El asesinato de Theresa Lofton se comparaba inevitablemente con el caso de la Dalia Negra de cincuenta años atrás en Los Ángeles. En ese caso, una muchacha no tan típicamente americana fue hallada en un solar cortada por la cintura. Un espacio sensacionalista de la televisión bautizó a Theresa Lofton como la Dalia Blanca, jugando con el hecho de que había sido hallada en un campo nevado junto al lago Grasmere de Denver.

Y así, la historia se alimentó a sí misma. Ardió como una tea durante al menos dos semanas. Pero no detuvieron a nadie, y hubo otros crímenes, otros fuegos con los que los medios nacionales pudieron calentarse. Las noticias de seguimiento del caso Lofton pasaron a las páginas interiores de los periódicos de Colorado. Se convirtieron en breves para las páginas de miscelánea. Y, finalmente, Theresa Lofton fue a parar al saco de los asesinatos de poca monta. Fue enterrada.

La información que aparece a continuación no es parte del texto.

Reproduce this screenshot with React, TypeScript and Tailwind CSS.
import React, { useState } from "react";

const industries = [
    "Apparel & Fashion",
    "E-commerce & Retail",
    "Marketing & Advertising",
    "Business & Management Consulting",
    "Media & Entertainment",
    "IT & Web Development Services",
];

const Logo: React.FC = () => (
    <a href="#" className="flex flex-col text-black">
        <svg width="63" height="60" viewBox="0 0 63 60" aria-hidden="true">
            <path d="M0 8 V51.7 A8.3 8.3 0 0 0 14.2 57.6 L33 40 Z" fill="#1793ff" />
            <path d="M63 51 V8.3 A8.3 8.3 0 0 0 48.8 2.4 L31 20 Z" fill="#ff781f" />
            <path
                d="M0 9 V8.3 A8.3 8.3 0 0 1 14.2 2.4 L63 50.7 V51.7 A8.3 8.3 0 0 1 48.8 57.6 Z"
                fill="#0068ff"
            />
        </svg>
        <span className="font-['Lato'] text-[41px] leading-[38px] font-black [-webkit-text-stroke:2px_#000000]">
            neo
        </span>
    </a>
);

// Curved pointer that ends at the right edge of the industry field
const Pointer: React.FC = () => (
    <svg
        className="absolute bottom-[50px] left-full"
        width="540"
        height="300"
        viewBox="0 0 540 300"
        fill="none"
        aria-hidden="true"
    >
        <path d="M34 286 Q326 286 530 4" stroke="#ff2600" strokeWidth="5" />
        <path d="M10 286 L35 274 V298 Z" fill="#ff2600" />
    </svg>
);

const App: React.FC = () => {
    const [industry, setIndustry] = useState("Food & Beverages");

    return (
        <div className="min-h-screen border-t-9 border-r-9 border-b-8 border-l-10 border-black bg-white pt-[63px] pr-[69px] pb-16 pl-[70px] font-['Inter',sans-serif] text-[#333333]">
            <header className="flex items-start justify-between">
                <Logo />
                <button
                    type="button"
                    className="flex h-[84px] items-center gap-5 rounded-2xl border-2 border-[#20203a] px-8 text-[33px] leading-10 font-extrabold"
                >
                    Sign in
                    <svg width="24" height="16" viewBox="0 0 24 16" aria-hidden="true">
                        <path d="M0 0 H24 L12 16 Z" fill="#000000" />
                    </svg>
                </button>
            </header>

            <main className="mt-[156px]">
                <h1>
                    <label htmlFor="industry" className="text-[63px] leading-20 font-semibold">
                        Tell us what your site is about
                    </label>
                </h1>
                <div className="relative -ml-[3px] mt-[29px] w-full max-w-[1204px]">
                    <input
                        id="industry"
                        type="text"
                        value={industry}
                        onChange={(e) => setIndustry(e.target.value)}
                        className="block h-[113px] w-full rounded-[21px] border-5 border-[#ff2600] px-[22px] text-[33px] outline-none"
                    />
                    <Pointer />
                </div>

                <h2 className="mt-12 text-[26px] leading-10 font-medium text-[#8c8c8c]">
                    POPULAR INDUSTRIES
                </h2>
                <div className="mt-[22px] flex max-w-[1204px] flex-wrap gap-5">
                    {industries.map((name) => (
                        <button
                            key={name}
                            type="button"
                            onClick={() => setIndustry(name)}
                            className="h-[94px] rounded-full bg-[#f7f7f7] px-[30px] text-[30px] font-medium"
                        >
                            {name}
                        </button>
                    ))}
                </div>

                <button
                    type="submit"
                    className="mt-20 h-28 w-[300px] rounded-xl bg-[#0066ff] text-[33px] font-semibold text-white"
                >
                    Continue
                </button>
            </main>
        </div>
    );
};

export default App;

Mientras tanto, la policía en general y mi hermano en particular permanecían virtualmente mudos, negándose siquiera a confirmar el detalle de que la víctima había aparecido cortada por la mitad. Esta información apareció por casualidad, procedente de un fotógrafo del Rocky llamado Iggy Gómez. Estaba en el parque haciendo fotos de la naturaleza -el tipo de fotografías que llenan las páginas en los días en que apenas hay noticias- cuando tropezó con la escena del crimen con ventaja sobre los demás periodistas y fotógrafos. Los polis habían establecido comunicación por mensajero con las oficinas del juez de instrucción y del forense en cuanto se enteraron de que el Rocky y el Post interferían sus frecuencias de radio. Gómez tomó fotos de dos camillas que transportaban dos bolsas para cadáveres. Llamó a la redacción y dijo que los polis estaban trabajando con dos bolsas y que, a juzgar por su tamaño, las víctimas probablemente serían niños.

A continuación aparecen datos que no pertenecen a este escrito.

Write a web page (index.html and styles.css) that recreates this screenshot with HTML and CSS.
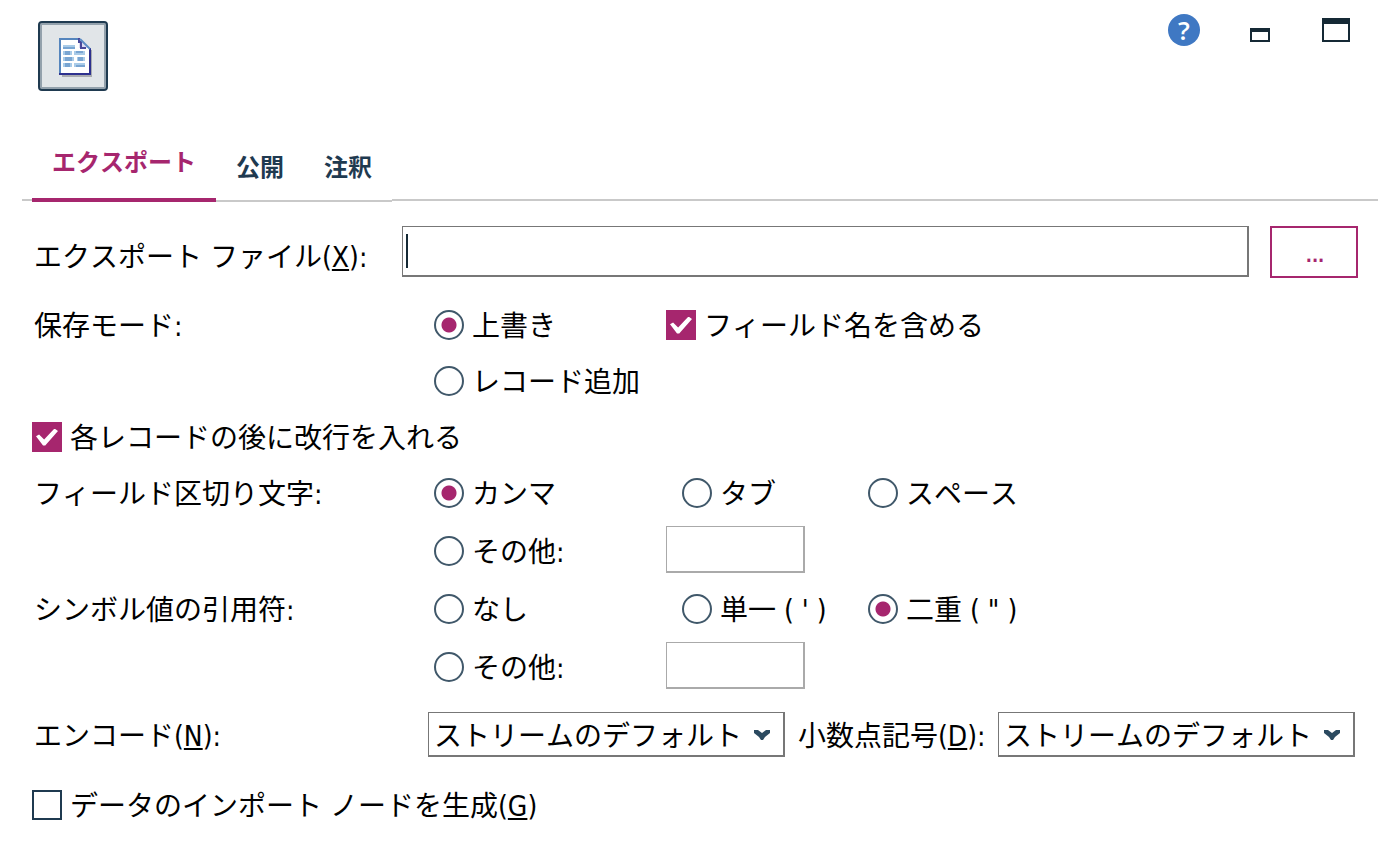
FILE: index.html
```html
<!DOCTYPE html>
<html lang="ja">
<head>
<meta charset="utf-8">
<title>エクスポート</title>
<link rel="stylesheet" href="styles.css">
</head>
<body>
<header class="header">
  <button class="node-button" type="button" aria-label="ノード">
    <svg width="34" height="40" viewBox="0 0 34 40" aria-hidden="true">
      <path d="M4 38h28V13h2v27H4z" fill="#a9abb0"/>
      <path d="M2 2h20l10 10v25H2z" fill="#fff"/>
      <path d="M2 37V2h20" fill="none" stroke="#5585bd" stroke-width="2"/>
      <path d="M1 37h31V11" fill="none" stroke="#2e318f" stroke-width="2"/>
      <path d="M21 2v9h10z" fill="#dcdcf2"/>
      <path d="M21 1v4h2v6h5" fill="none" stroke="#47479b" stroke-width="2"/>
      <path d="M22 2l10 10" stroke="#5c8cc4" stroke-width="2"/>
      <path d="M5 8h12v4H5zM5 14h9v4H5zM16 14h11v4H16zM5 20h11v4H5zM19 20h8v4h-8zM5 26h9v4H5zM16 26h11v4H16z" fill="#a9cbe8"/>
      <path d="M5 10h12v2H5zM7 14h5v4H7zM18 14h7v2h-7zM7 20h7v4H7zM20 20h5v4h-5zM7 26h5v4H7zM18 28h9v2h-9z" fill="#79a5d2"/>
    </svg>
  </button>
  <div class="window-buttons">
    <button class="help" type="button" aria-label="ヘルプ">?</button>
    <button class="win win-min" type="button" aria-label="最小化"></button>
    <button class="win win-max" type="button" aria-label="最大化"></button>
  </div>
</header>

<nav class="tabs" role="tablist">
  <button class="tab tab-active" type="button" role="tab" aria-selected="true">エクスポート</button>
  <button class="tab" type="button" role="tab" aria-selected="false">公開</button>
  <button class="tab" type="button" role="tab" aria-selected="false">注釈</button>
</nav>

<form class="form">
  <div class="file-row">
    <label class="label file-label" for="file">エクスポート ファイル(<u>X</u>):</label>
    <span class="file-box"><input class="text-box" id="file" type="text"></span>
    <button class="browse" type="button">...</button>
  </div>

  <div class="options">
    <span class="label row-label">保存モード:</span>
    <label class="choice at-first"><input class="radio" type="radio" name="mode" checked>上書き</label>
    <label class="choice at-field"><input class="check" type="checkbox" checked>フィールド名を含める</label>
    <label class="choice at-first"><input class="radio" type="radio" name="mode">レコード追加</label>
    <label class="choice at-start"><input class="check" type="checkbox" checked>各レコードの後に改行を入れる</label>

    <span class="label row-label">フィールド区切り文字:</span>
    <label class="choice at-first"><input class="radio" type="radio" name="delimiter" checked>カンマ</label>
    <label class="choice at-second"><input class="radio" type="radio" name="delimiter">タブ</label>
    <label class="choice"><input class="radio" type="radio" name="delimiter">スペース</label>
    <label class="choice at-first"><input class="radio" type="radio" name="delimiter">その他:</label>
    <input class="text-box small-box at-field" type="text" aria-label="区切り文字 その他" disabled>

    <span class="label row-label">シンボル値の引用符:</span>
    <label class="choice at-first"><input class="radio" type="radio" name="quote">なし</label>
    <label class="choice at-second"><input class="radio" type="radio" name="quote">単一 ( ' )</label>
    <label class="choice"><input class="radio" type="radio" name="quote" checked>二重 ( " )</label>
    <label class="choice at-first"><input class="radio" type="radio" name="quote">その他:</label>
    <input class="text-box small-box at-field" type="text" aria-label="引用符 その他" disabled>
  </div>

  <div class="encode-row">
    <label class="label encode-label" for="encode">エンコード(<u>N</u>):</label>
    <span class="select-box">
      <select class="select" id="encode"><option>ストリームのデフォルト</option></select>
      <svg class="arrow" width="16" height="10" viewBox="0 0 16 10" aria-hidden="true"><path d="M0 0h4l4 3 4-3h4v3l-5 4-2 3H7L5 7 0 3z" fill="#2b4a60"/></svg>
    </span>
    <label class="decimal-label" for="decimal">小数点記号(<u>D</u>):</label>
    <span class="select-box">
      <select class="select" id="decimal"><option>ストリームのデフォルト</option></select>
      <svg class="arrow" width="16" height="10" viewBox="0 0 16 10" aria-hidden="true"><path d="M0 0h4l4 3 4-3h4v3l-5 4-2 3H7L5 7 0 3z" fill="#2b4a60"/></svg>
    </span>
  </div>

  <label class="choice generate"><input class="check" type="checkbox"><span>データのインポート ノードを生成(<u>G</u>)</span></label>
</form>
</body>
</html>
```

FILE: styles.css
```css
* { box-sizing: border-box; }

body,
button,
input,
select {
  font-family: "DejaVu Sans Condensed", "Noto Sans CJK JP", sans-serif;
  font-size: 28px;
  line-height: 40px;
  font-kerning: none;
}

body {
  margin: 0;
  background: #fff;
  color: #000;
}

button {
  padding: 0;
  border: 0;
  background: none;
}

u {
  text-decoration-thickness: 2px;
  text-underline-offset: 2px;
  text-decoration-skip-ink: none;
}

.header {
  display: flex;
  justify-content: space-between;
  align-items: flex-start;
  padding: 14px 48px 0 38px;
}

.node-button {
  display: flex;
  align-items: center;
  justify-content: center;
  width: 70px;
  height: 70px;
  margin-top: 7px;
  padding: 2px 0 0 4px;
  border: 2px solid #1f3a50;
  border-radius: 4px;
  background: #e1e5e8;
  box-shadow: inset 0 0 0 2px #93a1ac;
}

.window-buttons {
  display: flex;
  align-items: flex-start;
}

.help {
  width: 32px;
  height: 32px;
  margin-right: 50px;
  border-radius: 50%;
  background: #3f78c3;
  color: #fff;
  font-family: "Open Sans", sans-serif;
  font-size: 26px;
  font-weight: 600;
  line-height: 30px;
}

.win {
  border: 2px solid #152935;
}

.win-min {
  width: 20px;
  height: 14px;
  margin: 14px 52px 0 0;
  border-top-width: 4px;
}

.win-max {
  width: 28px;
  height: 24px;
  margin-top: 4px;
  border-top-width: 6px;
}

.tabs {
  display: flex;
  align-items: flex-end;
  margin: 52px 20px 0 22px;
}

.tabs::before,
.tabs::after {
  content: "";
  flex: 0 0 10px;
  margin-bottom: 1px;
  border-bottom: 2px solid #c9c9c9;
}

.tabs::after { flex: 1; }

.tab {
  padding: 0 20px 12px;
  border-bottom: 2px solid #c9c9c9;
  color: #1f3a50;
  font-size: 24px;
  font-weight: 700;
}

.tab-active {
  padding-bottom: 15px;
  border-bottom: 4px solid #a6266e;
  color: #a6266e;
}

.form { padding: 24px 40px 0 32px; }

.label { padding-left: 2px; }

.file-row {
  display: flex;
  align-items: flex-start;
}

.file-label { flex: 0 0 370px; padding-top: 12px; }

.file-box {
  position: relative;
  display: flex;
  flex: 1;
}

.file-box::after {
  content: "";
  position: absolute;
  left: 4px;
  top: 8px;
  width: 2px;
  height: 34px;
  background: #152935;
}

.text-box {
  flex: 1;
  min-width: 0;
  height: 51px;
  padding: 0 6px;
  border: solid #777;
  border-width: 1px 2px 2px 1px;
  border-radius: 0;
  background: #fff;
  outline: 0;
}

.small-box {
  width: 139px;
  height: 47px;
  margin-bottom: 4px;
  border-color: #aaa;
}

.browse {
  width: 88px;
  height: 52px;
  margin-left: 21px;
  padding: 8px 0 0 2px;
  border: 2px solid #a6266e;
  color: #a6266e;
  font-size: 18px;
  font-weight: 700;
}

.options {
  display: grid;
  grid-template-columns: 402px 232px 16px 186px 1fr;
  grid-template-rows: 56px 56px 56px 56px 60px 56px 60px;
  align-items: center;
  margin-top: 19px;
}

.at-start { grid-column: 1 / span 2; }
.row-label { grid-column: 1; padding-top: 4px; }
.at-first { grid-column: 2; }
.at-field { grid-column: 3 / span 3; }
.at-second { grid-column: 4; }

.choice {
  display: flex;
  align-items: center;
  gap: 8px;
  padding-top: 4px;
  white-space: nowrap;
}

.radio,
.check {
  flex: none;
  appearance: none;
  width: 30px;
  height: 30px;
  margin: 0 0 4px;
  border: 2px solid #1f3a50;
  background: #fff;
}

.radio { border-color: #40586a; border-radius: 50%; }

.radio:checked {
  background: radial-gradient(circle, #a6266e 7px, #fff 8px);
}

.check { display: grid; }

.check:checked {
  border-color: #a6266e;
  background: #a6266e;
}

.check:checked::before {
  content: "";
  place-self: center;
  width: 22px;
  height: 17px;
  background: #fff;
  clip-path: polygon(0 45%, 14% 36%, 37% 65%, 84% 0, 100% 15%, 42% 100%, 32% 100%);
}

.encode-row {
  display: flex;
  align-items: center;
  margin-top: 15px;
  padding-right: 3px;
}

.encode-label { flex: 0 0 396px; padding-top: 5px; }

.decimal-label {
  flex: 0 0 200px;
  margin-left: 13px;
  padding-top: 4px;
}

.select-box {
  position: relative;
  display: flex;
  flex: 1;
}

.select {
  flex: 1;
  min-width: 0;
  height: 45px;
  padding: 4px 40px 0 5px;
  appearance: none;
  border: solid #777;
  border-width: 1px 2px 2px 1px;
  border-radius: 0;
  background: #fff;
  color: #000;
}

.arrow {
  position: absolute;
  right: 15px;
  top: 18px;
  pointer-events: none;
}

.generate { margin-top: 26px; }
```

Más tarde, un reportero de sucesos del Rocky, Van Jackson, consiguió que una fuente de la oficina del juez de instrucción confirmase el tétrico detalle de que había ingresado en el depósito un cadáver partido en dos. A la mañana siguiente, el reportaje del Rocky dio la señal de alarma a los medios de comunicación de todo el país.